● **GOAL OF THE EXERCISE**
Collect each line of the entries that holds the string "screenshot".

● **ENTRIES PROVIDED**
----------------

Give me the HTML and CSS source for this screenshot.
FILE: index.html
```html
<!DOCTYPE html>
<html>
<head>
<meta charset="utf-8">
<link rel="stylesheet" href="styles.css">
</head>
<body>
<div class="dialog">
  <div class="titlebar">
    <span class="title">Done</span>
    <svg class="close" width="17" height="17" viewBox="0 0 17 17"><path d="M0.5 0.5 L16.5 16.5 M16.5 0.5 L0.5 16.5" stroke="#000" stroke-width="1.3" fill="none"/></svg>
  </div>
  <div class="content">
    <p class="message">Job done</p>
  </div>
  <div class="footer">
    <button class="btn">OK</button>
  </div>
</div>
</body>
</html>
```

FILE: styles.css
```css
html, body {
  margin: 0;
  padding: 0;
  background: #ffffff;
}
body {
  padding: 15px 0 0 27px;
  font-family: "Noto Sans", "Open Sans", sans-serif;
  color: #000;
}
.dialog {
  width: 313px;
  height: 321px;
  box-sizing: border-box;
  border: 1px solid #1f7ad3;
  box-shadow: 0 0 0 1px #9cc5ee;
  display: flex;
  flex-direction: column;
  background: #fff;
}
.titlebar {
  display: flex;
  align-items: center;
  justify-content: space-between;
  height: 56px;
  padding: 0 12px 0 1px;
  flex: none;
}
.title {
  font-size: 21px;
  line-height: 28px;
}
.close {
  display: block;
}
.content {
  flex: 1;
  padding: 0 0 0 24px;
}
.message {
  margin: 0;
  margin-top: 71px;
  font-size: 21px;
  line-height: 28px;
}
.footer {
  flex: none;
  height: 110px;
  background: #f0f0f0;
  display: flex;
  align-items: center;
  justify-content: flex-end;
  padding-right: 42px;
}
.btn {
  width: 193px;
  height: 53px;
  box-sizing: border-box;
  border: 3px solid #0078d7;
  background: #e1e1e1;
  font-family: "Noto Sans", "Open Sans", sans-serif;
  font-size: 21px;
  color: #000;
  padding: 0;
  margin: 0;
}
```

----------------

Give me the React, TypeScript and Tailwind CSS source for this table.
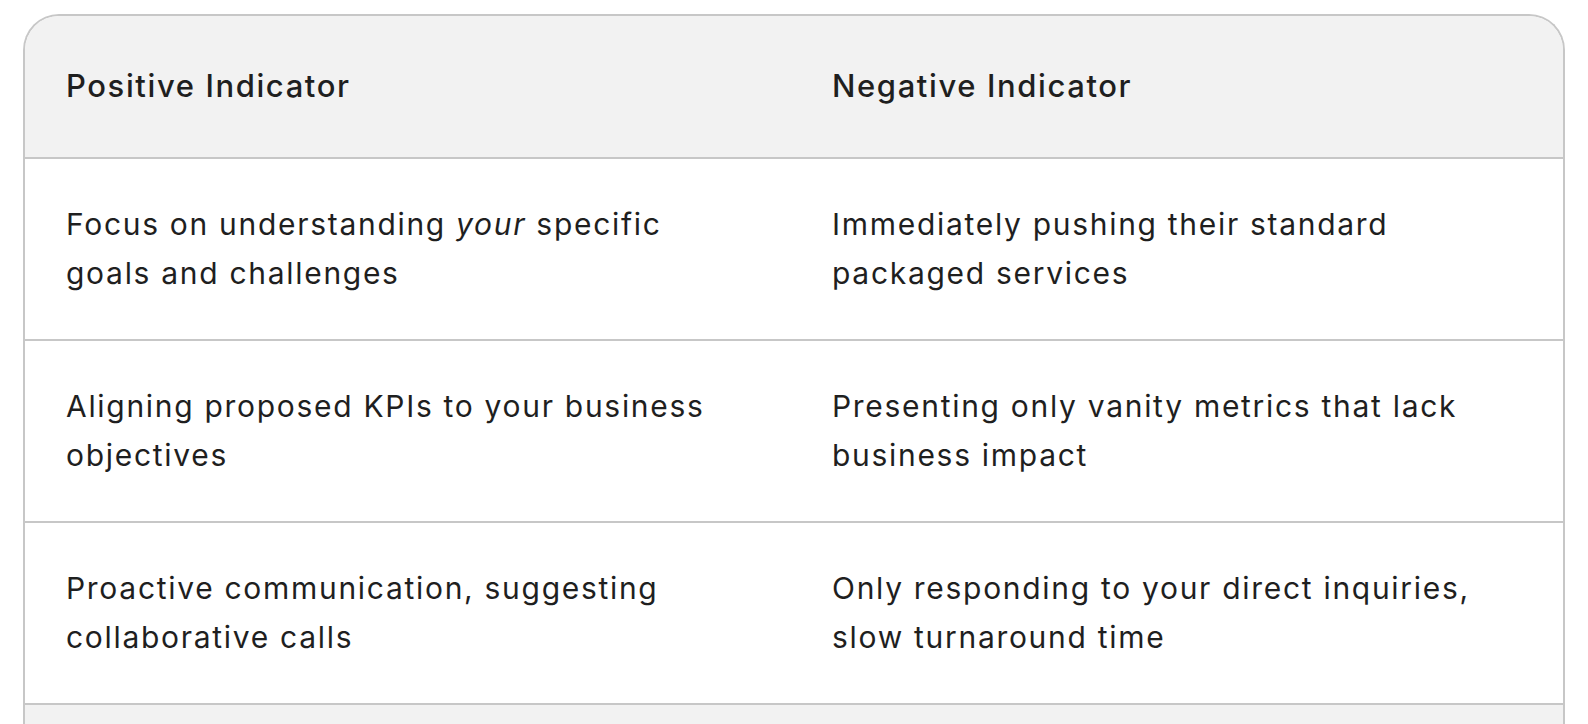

----------------

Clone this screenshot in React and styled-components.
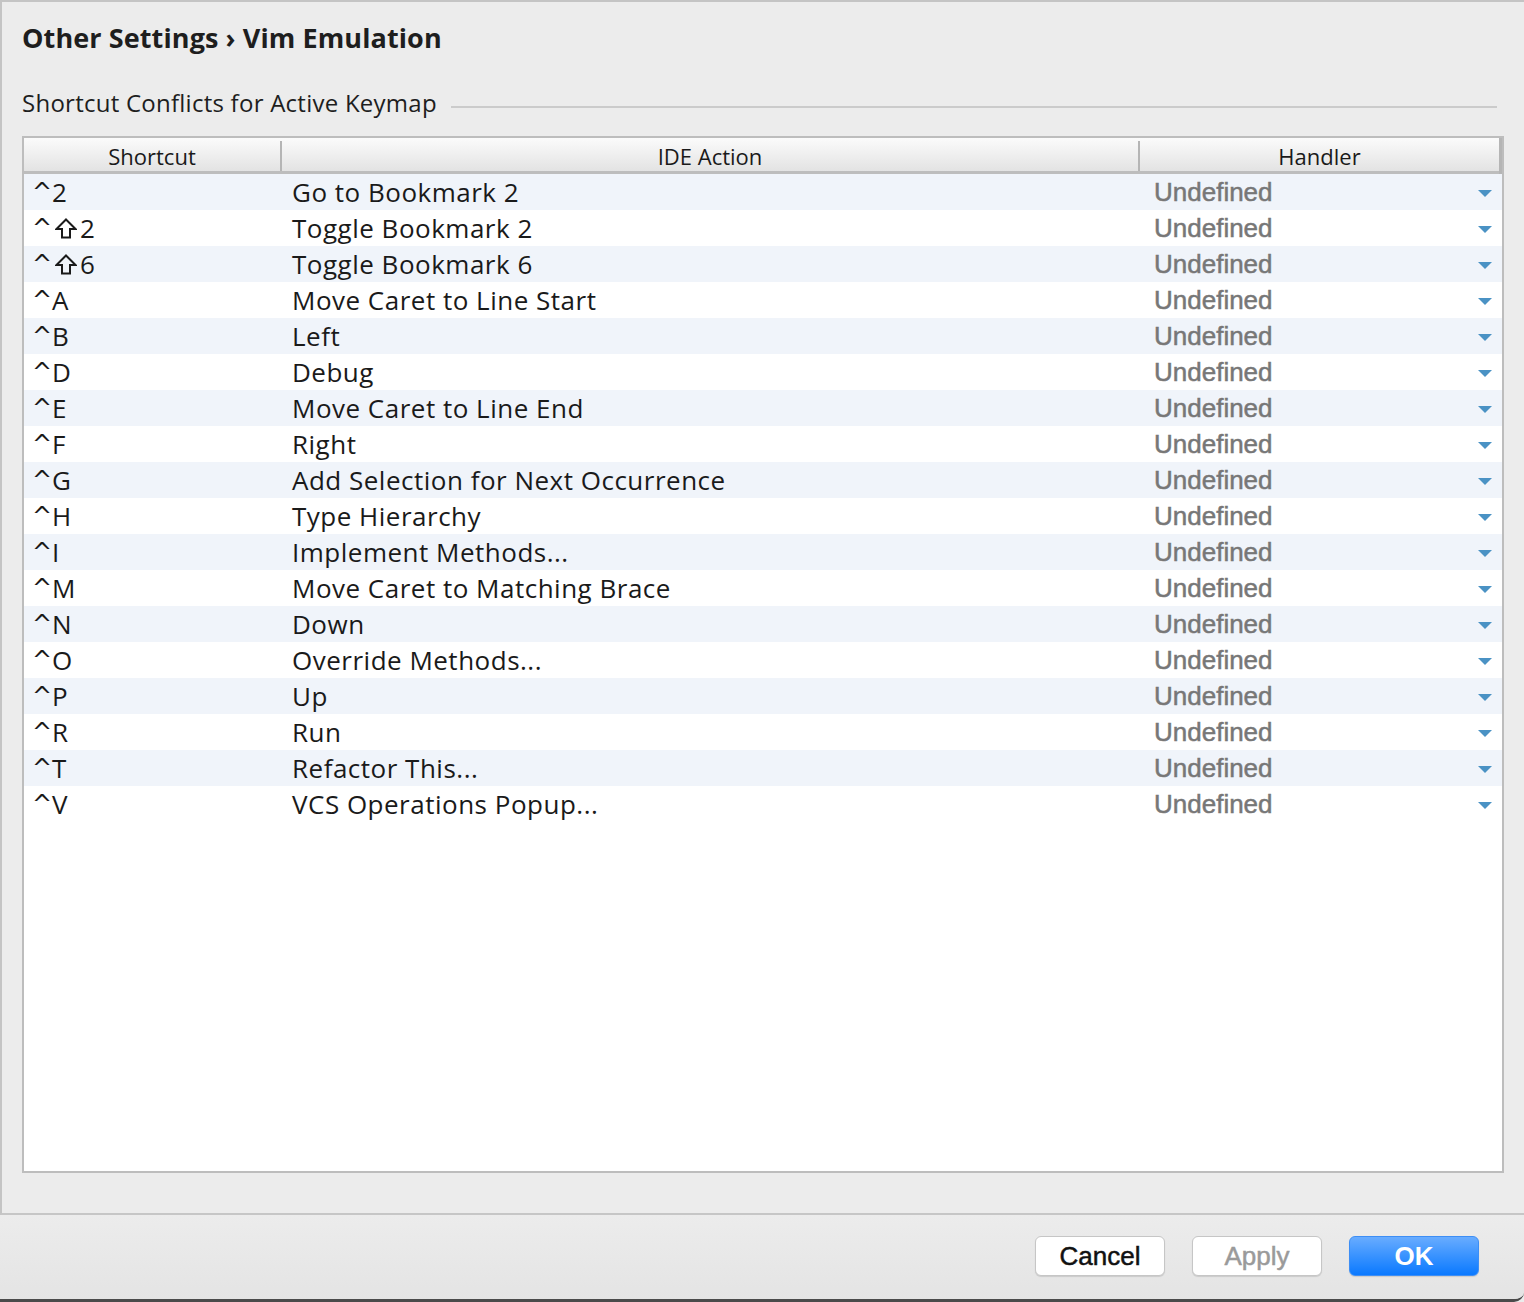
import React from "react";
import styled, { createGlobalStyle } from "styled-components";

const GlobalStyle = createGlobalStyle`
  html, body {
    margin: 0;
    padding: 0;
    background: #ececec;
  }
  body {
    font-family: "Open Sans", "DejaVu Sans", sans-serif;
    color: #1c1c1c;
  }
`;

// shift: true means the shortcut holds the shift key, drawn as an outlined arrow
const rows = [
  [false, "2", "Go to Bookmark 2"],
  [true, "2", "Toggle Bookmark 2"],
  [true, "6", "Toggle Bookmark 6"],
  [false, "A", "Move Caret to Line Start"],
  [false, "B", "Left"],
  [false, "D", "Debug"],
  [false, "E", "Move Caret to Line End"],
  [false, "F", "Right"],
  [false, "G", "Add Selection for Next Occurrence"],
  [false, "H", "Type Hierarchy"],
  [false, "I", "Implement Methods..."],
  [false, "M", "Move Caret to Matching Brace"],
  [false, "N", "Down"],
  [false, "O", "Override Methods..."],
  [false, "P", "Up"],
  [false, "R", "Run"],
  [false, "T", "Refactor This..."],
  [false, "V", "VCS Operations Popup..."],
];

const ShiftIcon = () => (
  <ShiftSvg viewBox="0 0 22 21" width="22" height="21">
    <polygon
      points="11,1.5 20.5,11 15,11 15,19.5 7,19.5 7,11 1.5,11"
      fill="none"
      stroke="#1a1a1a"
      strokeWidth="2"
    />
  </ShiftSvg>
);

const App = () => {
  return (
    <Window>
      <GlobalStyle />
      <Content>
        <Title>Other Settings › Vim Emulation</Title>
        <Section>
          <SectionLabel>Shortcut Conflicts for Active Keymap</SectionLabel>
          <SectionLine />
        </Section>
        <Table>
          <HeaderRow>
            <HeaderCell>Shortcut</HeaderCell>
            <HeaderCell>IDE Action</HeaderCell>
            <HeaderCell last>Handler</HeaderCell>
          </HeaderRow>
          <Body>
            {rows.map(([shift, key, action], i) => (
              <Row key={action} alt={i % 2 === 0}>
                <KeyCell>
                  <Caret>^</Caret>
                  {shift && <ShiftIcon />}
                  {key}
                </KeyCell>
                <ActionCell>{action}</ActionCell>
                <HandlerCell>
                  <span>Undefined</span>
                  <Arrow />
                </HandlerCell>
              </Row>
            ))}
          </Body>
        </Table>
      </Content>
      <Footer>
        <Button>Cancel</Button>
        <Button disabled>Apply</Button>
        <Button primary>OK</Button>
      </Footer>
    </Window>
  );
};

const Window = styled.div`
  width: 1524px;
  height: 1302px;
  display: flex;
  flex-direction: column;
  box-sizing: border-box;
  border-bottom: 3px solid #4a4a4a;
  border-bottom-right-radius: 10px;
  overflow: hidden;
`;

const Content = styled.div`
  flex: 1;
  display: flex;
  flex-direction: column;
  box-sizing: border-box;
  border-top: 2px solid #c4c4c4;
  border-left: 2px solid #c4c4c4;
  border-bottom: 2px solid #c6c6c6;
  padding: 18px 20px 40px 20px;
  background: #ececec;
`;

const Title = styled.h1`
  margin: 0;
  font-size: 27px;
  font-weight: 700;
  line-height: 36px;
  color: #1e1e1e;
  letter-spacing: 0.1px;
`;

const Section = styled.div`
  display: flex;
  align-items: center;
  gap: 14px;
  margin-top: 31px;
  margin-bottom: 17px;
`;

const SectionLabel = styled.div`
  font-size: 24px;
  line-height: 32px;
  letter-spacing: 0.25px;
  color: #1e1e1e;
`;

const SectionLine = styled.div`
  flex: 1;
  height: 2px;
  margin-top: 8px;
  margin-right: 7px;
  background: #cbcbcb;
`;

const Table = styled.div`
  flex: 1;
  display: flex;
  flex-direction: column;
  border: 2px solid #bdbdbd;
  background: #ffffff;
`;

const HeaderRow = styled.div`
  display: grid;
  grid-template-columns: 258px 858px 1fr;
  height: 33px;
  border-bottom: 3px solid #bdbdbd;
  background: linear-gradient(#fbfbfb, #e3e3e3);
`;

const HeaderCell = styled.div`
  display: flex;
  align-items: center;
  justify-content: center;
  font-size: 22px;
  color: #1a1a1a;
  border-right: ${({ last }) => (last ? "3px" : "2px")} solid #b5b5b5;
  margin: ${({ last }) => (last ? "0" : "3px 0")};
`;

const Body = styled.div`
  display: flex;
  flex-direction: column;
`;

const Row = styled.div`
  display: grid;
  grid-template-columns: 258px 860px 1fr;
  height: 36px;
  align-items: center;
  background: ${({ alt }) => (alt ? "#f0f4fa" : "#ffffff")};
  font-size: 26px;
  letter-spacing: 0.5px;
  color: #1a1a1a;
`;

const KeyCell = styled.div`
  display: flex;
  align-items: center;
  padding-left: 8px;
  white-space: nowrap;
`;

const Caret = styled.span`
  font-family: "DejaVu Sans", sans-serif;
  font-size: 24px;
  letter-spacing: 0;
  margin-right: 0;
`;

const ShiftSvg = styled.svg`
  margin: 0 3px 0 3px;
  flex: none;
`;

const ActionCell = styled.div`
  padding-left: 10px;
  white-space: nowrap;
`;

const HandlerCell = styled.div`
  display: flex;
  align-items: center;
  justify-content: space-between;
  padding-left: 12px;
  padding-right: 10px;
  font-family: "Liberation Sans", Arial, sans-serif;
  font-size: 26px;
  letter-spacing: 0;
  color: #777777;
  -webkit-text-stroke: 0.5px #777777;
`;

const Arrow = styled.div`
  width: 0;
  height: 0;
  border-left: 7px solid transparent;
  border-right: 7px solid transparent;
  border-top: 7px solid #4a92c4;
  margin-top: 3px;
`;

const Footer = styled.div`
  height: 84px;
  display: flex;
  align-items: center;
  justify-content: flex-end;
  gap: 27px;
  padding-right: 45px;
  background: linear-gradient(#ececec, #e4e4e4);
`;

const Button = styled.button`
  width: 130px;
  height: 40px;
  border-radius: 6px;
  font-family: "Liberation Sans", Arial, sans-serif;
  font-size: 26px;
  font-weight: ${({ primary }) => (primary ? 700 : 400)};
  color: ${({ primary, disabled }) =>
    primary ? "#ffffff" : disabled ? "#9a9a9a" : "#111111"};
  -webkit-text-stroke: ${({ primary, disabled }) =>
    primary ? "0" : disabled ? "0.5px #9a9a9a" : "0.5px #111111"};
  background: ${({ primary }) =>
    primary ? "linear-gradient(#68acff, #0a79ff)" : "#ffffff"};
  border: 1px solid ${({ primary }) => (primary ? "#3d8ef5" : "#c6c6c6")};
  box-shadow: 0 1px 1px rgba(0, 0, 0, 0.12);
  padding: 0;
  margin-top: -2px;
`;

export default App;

----------------

● **FULL OUTPUT**
Give me the HTML and CSS source for this screenshot.
Clone this screenshot in React and styled-components.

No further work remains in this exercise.